* Begin Data provided *
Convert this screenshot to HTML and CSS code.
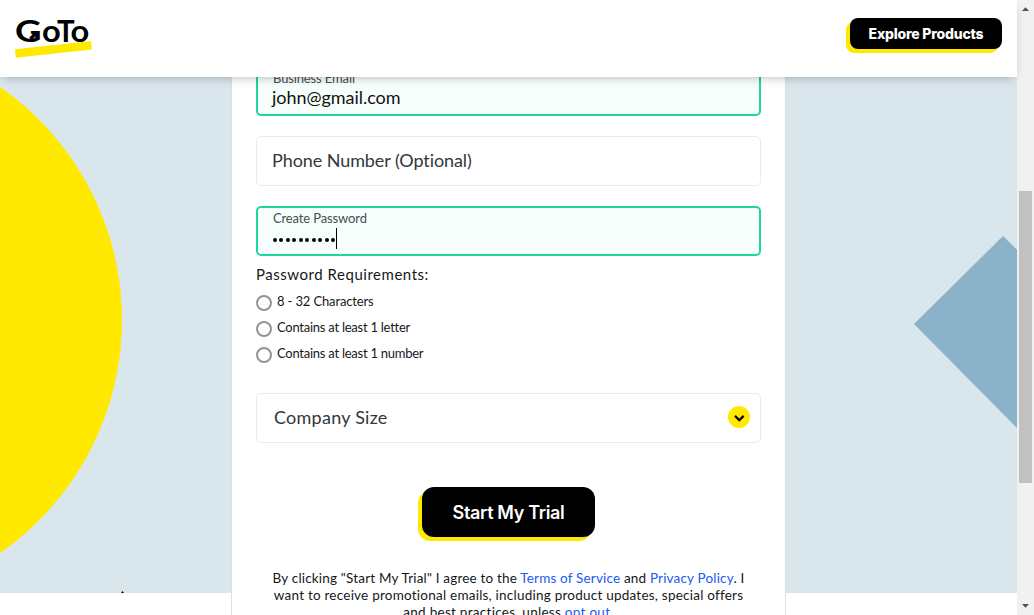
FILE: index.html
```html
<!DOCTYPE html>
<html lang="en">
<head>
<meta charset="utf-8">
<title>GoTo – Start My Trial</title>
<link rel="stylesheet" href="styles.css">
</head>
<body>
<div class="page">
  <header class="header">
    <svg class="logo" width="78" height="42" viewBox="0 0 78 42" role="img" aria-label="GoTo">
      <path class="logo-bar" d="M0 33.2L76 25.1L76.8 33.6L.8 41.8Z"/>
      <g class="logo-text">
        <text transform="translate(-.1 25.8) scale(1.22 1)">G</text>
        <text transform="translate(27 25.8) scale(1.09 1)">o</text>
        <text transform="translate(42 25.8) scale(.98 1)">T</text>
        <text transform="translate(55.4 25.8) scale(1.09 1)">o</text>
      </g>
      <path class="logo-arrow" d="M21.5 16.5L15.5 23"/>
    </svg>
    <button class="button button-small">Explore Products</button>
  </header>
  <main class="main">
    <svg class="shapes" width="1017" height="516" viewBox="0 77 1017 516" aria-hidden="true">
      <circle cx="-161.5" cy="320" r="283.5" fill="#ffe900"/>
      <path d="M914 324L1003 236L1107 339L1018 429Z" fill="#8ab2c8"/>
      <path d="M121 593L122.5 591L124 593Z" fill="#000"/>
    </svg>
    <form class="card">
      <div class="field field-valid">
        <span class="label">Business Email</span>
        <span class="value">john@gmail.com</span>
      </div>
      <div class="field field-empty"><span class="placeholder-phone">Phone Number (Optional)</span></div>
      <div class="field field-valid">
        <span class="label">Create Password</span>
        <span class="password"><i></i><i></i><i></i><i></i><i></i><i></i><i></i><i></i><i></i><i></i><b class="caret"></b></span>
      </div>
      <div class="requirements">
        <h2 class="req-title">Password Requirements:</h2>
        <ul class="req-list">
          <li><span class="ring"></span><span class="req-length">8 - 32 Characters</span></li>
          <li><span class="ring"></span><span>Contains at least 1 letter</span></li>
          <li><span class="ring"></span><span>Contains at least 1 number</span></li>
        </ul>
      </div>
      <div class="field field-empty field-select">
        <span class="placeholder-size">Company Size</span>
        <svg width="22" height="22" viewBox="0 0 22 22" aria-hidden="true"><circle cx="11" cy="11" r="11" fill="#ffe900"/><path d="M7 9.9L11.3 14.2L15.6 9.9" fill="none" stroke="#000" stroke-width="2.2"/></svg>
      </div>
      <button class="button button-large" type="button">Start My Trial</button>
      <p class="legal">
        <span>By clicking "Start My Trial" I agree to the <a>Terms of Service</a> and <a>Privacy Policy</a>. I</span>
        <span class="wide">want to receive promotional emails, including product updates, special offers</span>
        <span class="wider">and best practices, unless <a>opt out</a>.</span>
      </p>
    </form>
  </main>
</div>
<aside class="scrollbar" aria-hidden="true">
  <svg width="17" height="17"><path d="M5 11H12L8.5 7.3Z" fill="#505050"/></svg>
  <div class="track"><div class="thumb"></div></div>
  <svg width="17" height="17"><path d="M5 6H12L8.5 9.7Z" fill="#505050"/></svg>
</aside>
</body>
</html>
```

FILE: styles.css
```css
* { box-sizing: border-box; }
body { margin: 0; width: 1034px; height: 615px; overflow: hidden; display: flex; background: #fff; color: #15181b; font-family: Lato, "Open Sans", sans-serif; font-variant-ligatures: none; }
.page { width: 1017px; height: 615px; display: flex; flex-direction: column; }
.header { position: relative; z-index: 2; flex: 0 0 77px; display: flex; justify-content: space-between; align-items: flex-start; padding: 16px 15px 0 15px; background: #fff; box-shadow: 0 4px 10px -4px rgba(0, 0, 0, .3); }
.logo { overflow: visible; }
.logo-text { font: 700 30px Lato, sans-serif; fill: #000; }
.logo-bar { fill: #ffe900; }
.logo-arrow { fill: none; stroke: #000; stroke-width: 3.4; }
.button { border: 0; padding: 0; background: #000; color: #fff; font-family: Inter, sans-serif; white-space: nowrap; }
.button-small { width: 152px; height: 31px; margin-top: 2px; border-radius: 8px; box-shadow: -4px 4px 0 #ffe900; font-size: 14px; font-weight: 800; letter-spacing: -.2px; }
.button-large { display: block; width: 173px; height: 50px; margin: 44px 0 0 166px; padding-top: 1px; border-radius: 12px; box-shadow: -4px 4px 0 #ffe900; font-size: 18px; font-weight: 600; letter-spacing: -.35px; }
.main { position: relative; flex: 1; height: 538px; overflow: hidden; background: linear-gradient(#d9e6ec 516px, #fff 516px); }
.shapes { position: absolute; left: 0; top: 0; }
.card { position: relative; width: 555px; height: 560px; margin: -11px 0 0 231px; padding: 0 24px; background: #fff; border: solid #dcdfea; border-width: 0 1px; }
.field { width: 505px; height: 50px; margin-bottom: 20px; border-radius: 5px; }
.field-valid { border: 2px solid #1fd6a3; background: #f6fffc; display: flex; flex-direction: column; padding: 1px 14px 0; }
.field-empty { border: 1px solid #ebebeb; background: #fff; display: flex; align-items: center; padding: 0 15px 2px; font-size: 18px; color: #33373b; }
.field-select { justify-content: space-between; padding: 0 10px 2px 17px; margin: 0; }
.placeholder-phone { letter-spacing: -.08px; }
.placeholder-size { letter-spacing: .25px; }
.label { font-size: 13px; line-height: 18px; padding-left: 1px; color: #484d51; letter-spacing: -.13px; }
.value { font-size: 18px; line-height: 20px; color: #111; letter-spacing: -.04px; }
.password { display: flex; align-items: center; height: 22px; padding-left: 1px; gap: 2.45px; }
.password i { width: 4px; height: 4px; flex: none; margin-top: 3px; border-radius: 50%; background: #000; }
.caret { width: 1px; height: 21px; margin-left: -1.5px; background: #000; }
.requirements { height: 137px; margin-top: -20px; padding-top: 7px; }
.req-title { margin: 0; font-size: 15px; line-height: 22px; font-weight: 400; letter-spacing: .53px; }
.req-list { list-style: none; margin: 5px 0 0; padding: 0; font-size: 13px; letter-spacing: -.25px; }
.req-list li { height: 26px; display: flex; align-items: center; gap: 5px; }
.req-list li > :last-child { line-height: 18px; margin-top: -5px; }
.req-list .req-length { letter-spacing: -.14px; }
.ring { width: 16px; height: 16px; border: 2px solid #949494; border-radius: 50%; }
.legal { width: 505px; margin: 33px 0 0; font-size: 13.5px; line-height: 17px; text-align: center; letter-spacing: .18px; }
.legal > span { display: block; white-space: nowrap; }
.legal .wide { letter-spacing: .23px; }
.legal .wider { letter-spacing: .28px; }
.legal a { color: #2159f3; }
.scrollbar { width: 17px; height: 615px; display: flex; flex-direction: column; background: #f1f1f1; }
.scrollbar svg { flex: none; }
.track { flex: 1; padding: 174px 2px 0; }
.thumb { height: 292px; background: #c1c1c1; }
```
* End Data provided *
Stated goal
Omit pictures; set down the rest of the material word for word.

Task output
Convert this screenshot to HTML and CSS code.
FILE: index.html
```html
<!DOCTYPE html>
<html lang="en">
<head>
<meta charset="utf-8">
<title>GoTo – Start My Trial</title>
<link rel="stylesheet" href="styles.css">
</head>
<body>
<div class="page">
  <header class="header">
    <svg class="logo" width="78" height="42" viewBox="0 0 78 42" role="img" aria-label="GoTo">
      <path class="logo-bar" d="M0 33.2L76 25.1L76.8 33.6L.8 41.8Z"/>
      <g class="logo-text">
        <text transform="translate(-.1 25.8) scale(1.22 1)">G</text>
        <text transform="translate(27 25.8) scale(1.09 1)">o</text>
        <text transform="translate(42 25.8) scale(.98 1)">T</text>
        <text transform="translate(55.4 25.8) scale(1.09 1)">o</text>
      </g>
      <path class="logo-arrow" d="M21.5 16.5L15.5 23"/>
    </svg>
    <button class="button button-small">Explore Products</button>
  </header>
  <main class="main">
    <svg class="shapes" width="1017" height="516" viewBox="0 77 1017 516" aria-hidden="true">
      <circle cx="-161.5" cy="320" r="283.5" fill="#ffe900"/>
      <path d="M914 324L1003 236L1107 339L1018 429Z" fill="#8ab2c8"/>
      <path d="M121 593L122.5 591L124 593Z" fill="#000"/>
    </svg>
    <form class="card">
      <div class="field field-valid">
        <span class="label">Business Email</span>
        <span class="value">john@gmail.com</span>
      </div>
      <div class="field field-empty"><span class="placeholder-phone">Phone Number (Optional)</span></div>
      <div class="field field-valid">
        <span class="label">Create Password</span>
        <span class="password"><i></i><i></i><i></i><i></i><i></i><i></i><i></i><i></i><i></i><i></i><b class="caret"></b></span>
      </div>
      <div class="requirements">
        <h2 class="req-title">Password Requirements:</h2>
        <ul class="req-list">
          <li><span class="ring"></span><span class="req-length">8 - 32 Characters</span></li>
          <li><span class="ring"></span><span>Contains at least 1 letter</span></li>
          <li><span class="ring"></span><span>Contains at least 1 number</span></li>
        </ul>
      </div>
      <div class="field field-empty field-select">
        <span class="placeholder-size">Company Size</span>
        <svg width="22" height="22" viewBox="0 0 22 22" aria-hidden="true"><circle cx="11" cy="11" r="11" fill="#ffe900"/><path d="M7 9.9L11.3 14.2L15.6 9.9" fill="none" stroke="#000" stroke-width="2.2"/></svg>
      </div>
      <button class="button button-large" type="button">Start My Trial</button>
      <p class="legal">
        <span>By clicking "Start My Trial" I agree to the <a>Terms of Service</a> and <a>Privacy Policy</a>. I</span>
        <span class="wide">want to receive promotional emails, including product updates, special offers</span>
        <span class="wider">and best practices, unless <a>opt out</a>.</span>
      </p>
    </form>
  </main>
</div>
<aside class="scrollbar" aria-hidden="true">
  <svg width="17" height="17"><path d="M5 11H12L8.5 7.3Z" fill="#505050"/></svg>
  <div class="track"><div class="thumb"></div></div>
  <svg width="17" height="17"><path d="M5 6H12L8.5 9.7Z" fill="#505050"/></svg>
</aside>
</body>
</html>
```

FILE: styles.css
```css
* { box-sizing: border-box; }
body { margin: 0; width: 1034px; height: 615px; overflow: hidden; display: flex; background: #fff; color: #15181b; font-family: Lato, "Open Sans", sans-serif; font-variant-ligatures: none; }
.page { width: 1017px; height: 615px; display: flex; flex-direction: column; }
.header { position: relative; z-index: 2; flex: 0 0 77px; display: flex; justify-content: space-between; align-items: flex-start; padding: 16px 15px 0 15px; background: #fff; box-shadow: 0 4px 10px -4px rgba(0, 0, 0, .3); }
.logo { overflow: visible; }
.logo-text { font: 700 30px Lato, sans-serif; fill: #000; }
.logo-bar { fill: #ffe900; }
.logo-arrow { fill: none; stroke: #000; stroke-width: 3.4; }
.button { border: 0; padding: 0; background: #000; color: #fff; font-family: Inter, sans-serif; white-space: nowrap; }
.button-small { width: 152px; height: 31px; margin-top: 2px; border-radius: 8px; box-shadow: -4px 4px 0 #ffe900; font-size: 14px; font-weight: 800; letter-spacing: -.2px; }
.button-large { display: block; width: 173px; height: 50px; margin: 44px 0 0 166px; padding-top: 1px; border-radius: 12px; box-shadow: -4px 4px 0 #ffe900; font-size: 18px; font-weight: 600; letter-spacing: -.35px; }
.main { position: relative; flex: 1; height: 538px; overflow: hidden; background: linear-gradient(#d9e6ec 516px, #fff 516px); }
.shapes { position: absolute; left: 0; top: 0; }
.card { position: relative; width: 555px; height: 560px; margin: -11px 0 0 231px; padding: 0 24px; background: #fff; border: solid #dcdfea; border-width: 0 1px; }
.field { width: 505px; height: 50px; margin-bottom: 20px; border-radius: 5px; }
.field-valid { border: 2px solid #1fd6a3; background: #f6fffc; display: flex; flex-direction: column; padding: 1px 14px 0; }
.field-empty { border: 1px solid #ebebeb; background: #fff; display: flex; align-items: center; padding: 0 15px 2px; font-size: 18px; color: #33373b; }
.field-select { justify-content: space-between; padding: 0 10px 2px 17px; margin: 0; }
.placeholder-phone { letter-spacing: -.08px; }
.placeholder-size { letter-spacing: .25px; }
.label { font-size: 13px; line-height: 18px; padding-left: 1px; color: #484d51; letter-spacing: -.13px; }
.value { font-size: 18px; line-height: 20px; color: #111; letter-spacing: -.04px; }
.password { display: flex; align-items: center; height: 22px; padding-left: 1px; gap: 2.45px; }
.password i { width: 4px; height: 4px; flex: none; margin-top: 3px; border-radius: 50%; background: #000; }
.caret { width: 1px; height: 21px; margin-left: -1.5px; background: #000; }
.requirements { height: 137px; margin-top: -20px; padding-top: 7px; }
.req-title { margin: 0; font-size: 15px; line-height: 22px; font-weight: 400; letter-spacing: .53px; }
.req-list { list-style: none; margin: 5px 0 0; padding: 0; font-size: 13px; letter-spacing: -.25px; }
.req-list li { height: 26px; display: flex; align-items: center; gap: 5px; }
.req-list li > :last-child { line-height: 18px; margin-top: -5px; }
.req-list .req-length { letter-spacing: -.14px; }
.ring { width: 16px; height: 16px; border: 2px solid #949494; border-radius: 50%; }
.legal { width: 505px; margin: 33px 0 0; font-size: 13.5px; line-height: 17px; text-align: center; letter-spacing: .18px; }
.legal > span { display: block; white-space: nowrap; }
.legal .wide { letter-spacing: .23px; }
.legal .wider { letter-spacing: .28px; }
.legal a { color: #2159f3; }
.scrollbar { width: 17px; height: 615px; display: flex; flex-direction: column; background: #f1f1f1; }
.scrollbar svg { flex: none; }
.track { flex: 1; padding: 174px 2px 0; }
.thumb { height: 292px; background: #c1c1c1; }
```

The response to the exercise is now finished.